How To Be A Nigerian Lawyer – By Elnathan John
Life is challenging. There is a reason your poor family decided to pool resources to send you to Law School. They didn’t send you there to take the long route – serving some stingy senior lawyer or law firm for 5-10 years before you can afford to make it on your own. I will treat the issue of stingy senior lawyers another day.
When people ask me how it feels like to be a lawyer, I often save them from the disappointment that the truth is sure to give them; I shrug, smile and add to whatever mystery already exists in their head.
But you, my faithful reader – especially you, the new lawyer or law student – I will tell the truth. I want you to, at least, like your banker colleagues, be able to afford to pay your own rent and buy a clean second hand car in the first to second year after your call to the Nigerian Bar.
Register your private law firm as soon as you finish and print your letter head and complimentary cards. Your cards especially should have your full and imposing title: Barrister and Solicitor of the Supreme Court of Nigeria. I mean a lawyer knows that’s all hot air but to a non-lawyer it makes you seem like you learnt under Saint Paul himself and have your office right in the Supreme Court. Hustling must start immediately, whether you work in a law firm or not.
Learn how to eavesdrop on people’s conversation for any possible legal services they may need. Somebody’s wife was slapped. Apologise for butting in, then quickly inform them that under our legal system, that is a crime called assault. You are a lawyer and you can help them. By help, you mean take their money. If they look at you funny, whip out your card. They will see that full title, which is a killer. Suddenly you will appear more intelligent, more important.
When you walk into a big store, don’t just buy stuff and leave. If you can see the manager, ask if they have registered their business with the Corporate Affairs Commission. Company registration is a no-brainer. Yes, serious lawyers snub it but what do you care? Offer to register their business for less than what your colleagues charge. The idea is turn over. If you have many companies to register at the same time, it won’t matter that you are charging less (and spoiling business for other hustling lawyers).
You must never ignore police stations. There is always money to be made there. Anyone who calls you a charge and bail lawyer, God will judge them harshly. Take keen interest in the affairs of your neighbours. There is always someone dragging someone to the police station or someone being arrested for something. Don’t wait until you are called. Go there and offer your services. Trouble is your business.
The art of securing bail is one that only the streetwise can handle. No one will teach you that in school. They teach you crap like “bail is free” and “no one must be held for more than 24 hours without charge”. Bah! The Police in Nigeria don’t care what you’ve been taught, in fact, the more legal you get, the more complicated things get for your prospective client. And trust me there is nothing worse than messing up a neighbour’s case. You don’t want to be sneaking into your own neighbourhood at odd hours. I have only, in my four years of legal practice, secured one free bail. And that was only because the DPO was on the Investigating Police Officer’s (IPO) case for something else. I cashed in on his confusion and by the time he realised I was not going to give him any money, my client had been released and bond papers signed. He, however, took me to the side and gave me a good talking to: “Na you make your client no give us anything abi?”

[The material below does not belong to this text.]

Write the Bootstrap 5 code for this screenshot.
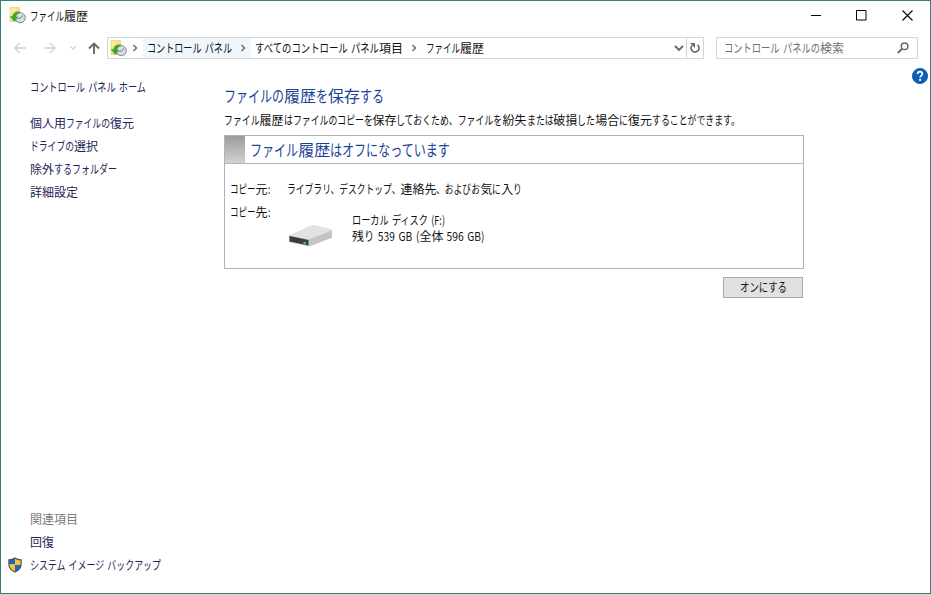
<!DOCTYPE html>
<html lang="ja">
<head>
<meta charset="utf-8">
<title>ファイル履歴</title>
<link href="https://cdn.jsdelivr.net/npm/bootstrap@5.3.0/dist/css/bootstrap.min.css" rel="stylesheet">
<style>
html,body{height:100%}
body{font-family:"Noto Sans CJK JP","Open Sans",sans-serif;font-size:12px;line-height:16px;color:#111;background:#fff;overflow:hidden}
svg{display:block;flex:none}
a{text-decoration:none;color:inherit}
.win{height:594px;border:1px solid #2f8577}
.fit{display:block;white-space:nowrap;word-spacing:1.5px}
.fit .kana{display:inline-block;transform-origin:0 50%;white-space:pre}
.titlebar{height:29px;padding:0 17px 0 8px}
.caption{gap:35px}
.toolbar-row{height:22px;margin-top:7px;padding:0 12px}
.address{width:597px;height:22px;border:1px solid #d4d4d4;margin-left:6px}
.crumb-hot{background:#f0f7fc;width:108px;height:20px;padding-left:4px}
.search{width:202px;height:22px;border:1px solid #d4d4d4;margin-left:12px;color:#707070;padding:0 8px 0 7px}
.refresh{width:17px;height:20px;border-left:1px solid #d4d4d4}
.content{height:534px}
.side{width:223px;padding:20px 0 0 29px;color:#1c2356}
.side .fit{margin-bottom:7px}
.side .home{margin-bottom:20px}
.side .related{color:#7b7b7b}
.bottom{padding-bottom:20px}
.shield-row{margin-left:-23px;gap:7px}
.side .shield-row .fit{margin:0}
.main{width:580px;padding-top:24px}
.head{font-size:16px;line-height:24px;color:#1c4496}
.desc{margin-top:5px}
.panel{height:134px;border:1px solid #b3b0c2;margin-top:7px}
.panel-head{height:28px;border-bottom:1px solid #b3b0c2;gap:5px}
.panel-head .head{padding-bottom:2px}
.swatch{width:20px;height:27px;background:linear-gradient(#9b9b9b,#d2d2d2)}
.panel-body{padding:17px 0 0 5px}
.lbl{width:57px}
.target-row{margin-top:7px}
.disk{margin:20px 18px 0 0}
.disk-text{padding-top:8px}
.disk-text .fit{line-height:16px}
.turn-on{width:80px;height:21px;border:1px solid #a9a9a9;background:#e1e1e1;border-radius:0;padding:0;font-size:12px;line-height:16px;color:#111;margin:8px 1px 0 0}
.turn-on .fit{position:relative;top:-1px}
.help{padding:9px 2px 0 0}
</style>
</head>
<body>
<svg width="0" height="0" class="position-absolute">
<defs>
<linearGradient id="fold" x1="0" y1="0" x2="1" y2="1"><stop offset="0" stop-color="#fff0ae"/><stop offset="1" stop-color="#f0cf62"/></linearGradient>
<symbol id="history" viewBox="0 0 17 17">
<path d="M1 0.500h9.500v14H1z" fill="url(#fold)" stroke="#e5c665" stroke-width=".6"/>
<circle cx="11.300" cy="10.700" r="5" fill="#d9dfe6" stroke="#7c8189"/>
<path d="M9 11.500l2.300-.500 2.700-2.500" stroke="#6d727a" fill="none"/>
<path d="M11 5C6.800 4.300 4 6.300 3.600 9.500L1.200 9.500L5.500 14.500L8.800 10L6.800 9.700C7 7.800 8.500 6.500 11 5z" fill="#35ab35" stroke="#258b2b" stroke-width=".4"/>
</symbol>
</defs>
</svg>
<div class="win d-flex flex-column">
<header class="titlebar d-flex align-items-center justify-content-between">
<div class="d-flex align-items-center gap-1"><svg width="17" height="17"><use href="#history"/></svg><span class="fit" data-w="58">ファイル履歴</span></div>
<div class="caption d-flex align-items-center">
<svg width="10" height="11"><path d="M0 5.500h10" stroke="#000"/></svg>
<svg width="11" height="11"><path d="M.5.5h9.500v9.500H.5z" fill="none" stroke="#000"/></svg>
<svg width="11" height="11"><path d="M.5.5l10 10M10.500.5l-10 10" stroke="#000" stroke-width="1.100"/></svg>
</div>
</header>
<div class="toolbar-row d-flex align-items-center">
<svg width="88" height="14" fill="none"><path d="M13 7H2M6.500 2L1.800 7l4.700 5M31 7h11M37 2l5 5-5 5" stroke="#d2d2d2" stroke-width="1.400"/><path d="M57.500 5.500l2.500 2.500 2.500-2.500" stroke="#cfcfcf" stroke-width="1.300"/><path d="M81 13V2.500M76 7.500l5-5 5 5" stroke="#666" stroke-width="1.900"/></svg>
<div class="address d-flex align-items-center">
<svg width="17" height="17" style="margin-left:2px"><use href="#history"/></svg>
<svg width="16" height="8" fill="none"><path d="M6.500 1l3 3-3 3" stroke="#666" stroke-width="1.400"/></svg>
<div class="crumb-hot d-flex align-items-center"><span class="fit" data-w="85">コントロール パネル</span><svg width="16" height="8" fill="none" class="ms-1"><path d="M5.500 1l3 3-3 3" stroke="#666" stroke-width="1.400"/></svg></div>
<span class="fit ms-1" data-w="148">すべてのコントロール パネル項目</span>
<svg width="23" height="8" fill="none"><path d="M9.500 1l3 3-3 3" stroke="#666" stroke-width="1.400"/></svg>
<span class="fit" data-w="58">ファイル履歴</span>
<svg width="10" height="7" class="ms-auto" style="margin-right:2px" fill="none"><path d="M1 1l4 4 4-4" stroke="#666" stroke-width="1.900"/></svg>
<div class="refresh d-flex align-items-center justify-content-center"><svg width="12" height="12" fill="none"><path d="M8.500 2.900A4 4 0 1 1 3 3.500" stroke="#666" stroke-width="1.600"/><path d="M1 1h5v5z" fill="#666"/></svg></div>
</div>
<div class="search d-flex align-items-center justify-content-between"><span class="fit" data-w="120">コントロール パネルの検索</span><svg width="12" height="12" fill="none" stroke="#6a6a6a"><circle cx="7.600" cy="4.300" r="3.300" stroke-width="1.500"/><path d="M5.200 6.700L.8 11" stroke-width="1.900"/></svg></div>
</div>
<div class="content d-flex">
<nav class="side d-flex flex-column">
<a class="fit home" data-w="116">コントロール パネル ホーム</a>
<a class="fit" data-w="104">個人用ファイルの復元</a>
<a class="fit" data-w="68">ドライブの選択</a>
<a class="fit" data-w="87">除外するフォルダー</a>
<a class="fit" data-w="48">詳細設定</a>
<div class="mt-auto bottom">
<span class="fit related" data-w="47">関連項目</span>
<a class="fit" data-w="24">回復</a>
<a class="shield-row d-flex align-items-center">
<svg width="16" height="16" viewBox="0 0 16 17"><defs><clipPath id="sh"><path d="M8 1c2 1.500 4 2 6.500 2v5c0 4-3 6.500-6.500 8C4.500 14.500 1.500 12 1.500 8V3C4 3 6 2.500 8 1z"/></clipPath></defs><g clip-path="url(#sh)"><path d="M0 0h8v8H0zM8 8h8v9H8z" fill="#1c69b5"/><path d="M8 0h8v8H8zM0 8h8v9H0z" fill="#f8c130"/></g><path d="M8 1c2 1.500 4 2 6.500 2v5c0 4-3 6.500-6.500 8C4.500 14.500 1.500 12 1.500 8V3C4 3 6 2.500 8 1z" fill="none" stroke="#4b4f55" stroke-width="1.200"/></svg>
<span class="fit" data-w="131">システム イメージ バックアップ</span></a>
</div>
</nav>
<main class="main">
<h1 class="fit head m-0 fw-normal" data-w="160">ファイルの履歴を保存する</h1>
<p class="fit desc mb-0" data-w="516">ファイル履歴はファイルのコピーを保存しておくため、ファイルを紛失または破損した場合に復元することができます。</p>
<section class="panel">
<div class="panel-head d-flex align-items-center"><div class="swatch"></div><h2 class="fit head m-0 fw-normal" data-w="200">ファイル履歴はオフになっています</h2></div>
<div class="panel-body">
<div class="d-flex"><div class="lbl"><span class="fit" data-w="40">コピー元:</span></div><span class="fit" data-w="235">ライブラリ、デスクトップ、連絡先、およびお気に入り</span></div>
<div class="target-row d-flex align-items-start"><div class="lbl"><span class="fit" data-w="40">コピー先:</span></div>
<svg class="disk" width="47" height="24" viewBox="0 0 47 24"><path d="M2 11.500L25 1.500Q26 1 27 1.300L44 5.500Q45 6 45 7v6.500L22 22.500 2 18z" fill="#c9c9ce"/><path d="M2 11.500L25 1.500Q26 1 27 1.300L44 5.500Q45 6 44 7L22 15.500z" fill="#e2e2e5"/><path d="M22 15.500l23-9v7l-23 9z" fill="#c3c3c9"/><path d="M2.500 12l19 4v5.500L2.500 17.500z" fill="#3a3c40"/><path d="M16.500 17.500l2.500.5v2.500L16.500 20z" fill="#48c34b"/></svg>
<div class="disk-text"><span class="fit" data-w="93">ローカル ディスク (F:)</span><span class="fit" data-w="133">残り 539 GB (全体 596 GB)</span></div></div>
</div>
</section>
<div class="text-end"><button class="btn turn-on"><span class="fit d-inline-block" data-w="47">オンにする</span></button></div>
</main>
<aside class="help ms-auto"><svg width="16" height="16" viewBox="0 0 16 16"><circle cx="8" cy="8" r="7.600" fill="#0a61b8" stroke="#084d94" stroke-width=".8"/><path d="M5.600 6C5.700 2.900 10.400 3 10.400 5.800c0 1.900-2.300 1.900-2.300 3.800" fill="none" stroke="#fff" stroke-width="1.700"/><circle cx="8.100" cy="11.900" r="1.100" fill="#fff"/></svg></aside>
</div>
</div>
<script src="https://cdn.jsdelivr.net/npm/bootstrap@5.3.0/dist/js/bootstrap.bundle.min.js"></script>
<script>
document.querySelectorAll('.fit').forEach(el => {
  const target = +el.dataset.w;
  const runs = el.textContent.match(/[\u4e00-\u9fff]+|[^\u4e00-\u9fff]+/g);
  el.textContent = '';
  let kanji = 0, kana = 0;
  const spans = runs.map(t => {
    const s = document.createElement('span');
    s.textContent = t;
    const isKanji = /[\u4e00-\u9fff]/.test(t);
    if (!isKanji) s.className = 'kana';
    el.append(s);
    const w = s.getBoundingClientRect().width;
    if (isKanji) kanji += w; else kana += w;
    return {s, w, isKanji};
  });
  if (!kana) return;
  const k = (target - kanji) / kana;
  spans.forEach(o => {
    if (o.isKanji) return;
    o.s.style.transform = `scaleX(${k})`;
    o.s.style.marginRight = `${o.w * (k - 1)}px`;
  });
  el.style.width = target + 'px';
});
</script>
</body>
</html>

Moral of the story? Common sense is more useful than law inside a Police Station. You have no friends inside a Police Station. Bail is hardly ever free.
You must learn to negotiate with the IPO firmly, respectfully and pragmatically. Learn this and you will become hot cake in your community, making so much money that you won’t care if anyone calls you charge and bail.
To avoid the stereotypical look of the struggling Nigerian Lawyer – shirts that were once white, shoe soles eaten to a 45 degree angle, a heavy tattered bag containing everything from your wig and gown to dozens of company registration forms and affidavit forms – you need to also be an estate agent. You must befriend as many landlords as you can so that you will have signboards reading “TO LET” on as many empty houses as possible.
Look for people trying to sell houses or land and help them aggressively market it. You never know which 10% commission will take you permanently out of poverty. When you have sold that expensive house and ride home in a Range Rover Sport (with NBA stickers in front and behind) no one will bother if you ever go to court or not. Your neighbours will hail you as you drive past: ‘Barristaa!’
It is no surprise that struggling lawyers are the most hated in their families. The reason is simple. After supporting you morally and otherwise to become a lawyer, the least they expect from you is to make reasonable contributions at family events and send money into their accounts when they call you.
God forbid that you become a struggling Nigerian lawyer. Follow my advice and your family and neighbours will think you are the best thing since point-and-kill. As always, God bless your hustle.